Review Date:
Reviewed by: Joe
Released by: Netflix
Age Rating: 15
Region: 1 - North America
Length: 288 minutes
Subtitles: English
Audio:
English Dolby Digital Stereo
Japanese Dolby Digital Stereo
Summary
The first half of anime series Carole & Tuesday has just hit Netflix in 190 countries and regions. We've caught up with the show and are ready to give our verdict on studio Bones and Shinichirō Watanabe's latest musical offering.
Review
Carole & Tuesday is the latest offering from anime studio Bones. Renowned anime director Shinichirō Watanabe (Cowboy Bebop) is the supervising director of the show and also credited for the original story. Motonobu Hori is credited as director.
The show tells the tale of Carole a resourceful, broke teenager who meets rich runaway Tuesday. They instantly bond over their love of music and decide to form a band. Hijinks ensue as they attempt to get famous.
Shinichirō Watanabe has always been about the music. He created one the most highly regarded anime titles of all time Cowboy Bebop, which has music in it's very soul. He's also done anime that about Jazz with Kids on the Slope, anime with digital idols and fighter jets with Macross Plus and anime with a very Icelandic soundtrack in Terror in Resonance, along with anime that blends hiphop and Samurais with Samurai Champloo. Carole & Tuesday seems like a natural progression of Watanabe's works.
The series is set in a futuristic colonised world of Mars. The setting for the show is a cosmopolitan city of Alba. The sets are rich and lavish. They all feel like very real locations with a lot of attention to detail. Although the setting is in a sci-fi world, the science fiction doesn't dominate and there's no technobabble. Technology is present in the form of the occasional robot or super computer or robot pet, but apart from that, it's really just in the here or now. Just on Mars!
There's also so much detail in this show. The character design, even minor supporting cast members have had a lot of thought put into them. Lesser shows just won't show any faces or have more generic character designs. We feel there are past nods to Watanabe's other works too, with singer Crystal looking a lot like Sharon Apple.
The sound track stands up by itself and means that each episode has at least one captivating performance.
The first few episodes grab you as you'd expect for a show with a pedigree from studio Bones and Shinichirō Watanabe. There are nods to other shows as well. Spot the homage to Kiki's Delivery Service! The pacing is perfect as we're slowly introduced to this futuristic world where AIs do all creative work, Carole & Tuesday's own human written songs are seen as a novelty.

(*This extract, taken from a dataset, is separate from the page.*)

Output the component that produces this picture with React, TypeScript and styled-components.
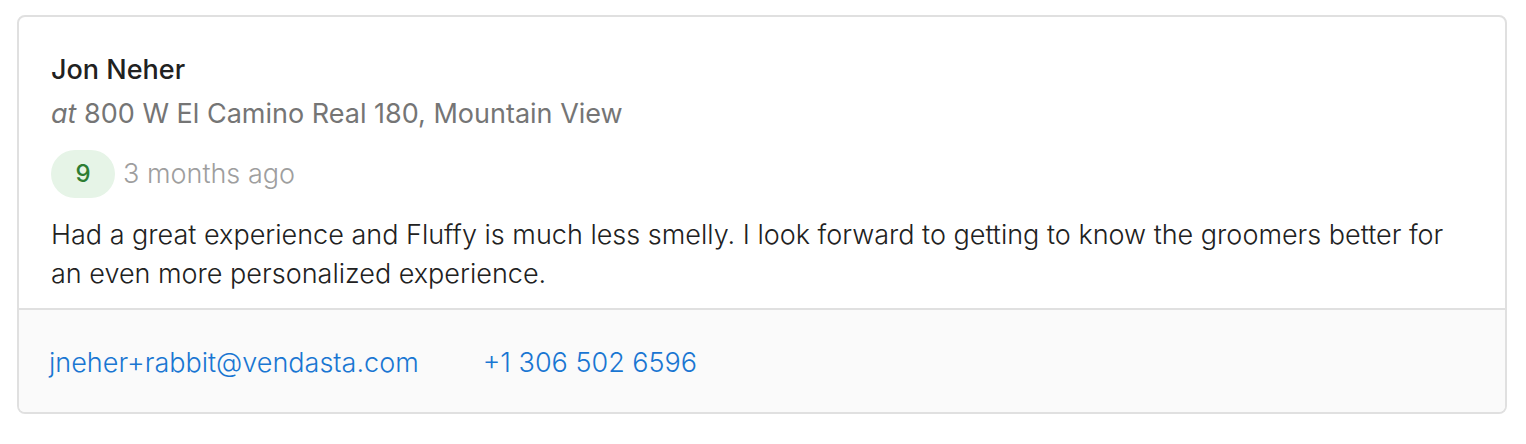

But then the show starts to lose its way track around episode 8. It feels like they've run out of money and a story arch that could have been one or two episodes is stretched across 4 episodes. Character development is put largely on hold and we see a lot less of Carole & Tuesday themselves. The show starts to use every not so subtle animation shortcut possible. We've got long freeze frames of characters watching performances, with camera pans or constant repeated use of the same animation frames. It gets frustrating to watch as you'd expect more from an experienced animation team. Especially after such a magnificent start. These episodes feel like a slog, but you're 8 episodes in and committed now. It feels strange to see such a quality drop. Even the ending to the first half of season one seems too brief, like they've run out of time to cover everything.
While currently Netflix have only released the first half of season 1. Despite its faults we're really hoping the second half of the show picks up quality wise. We've got mixed feelings, we're eager to see more of Carole & Tuesday's adventures, but just hope they don't take any shortcuts like they have in the first half.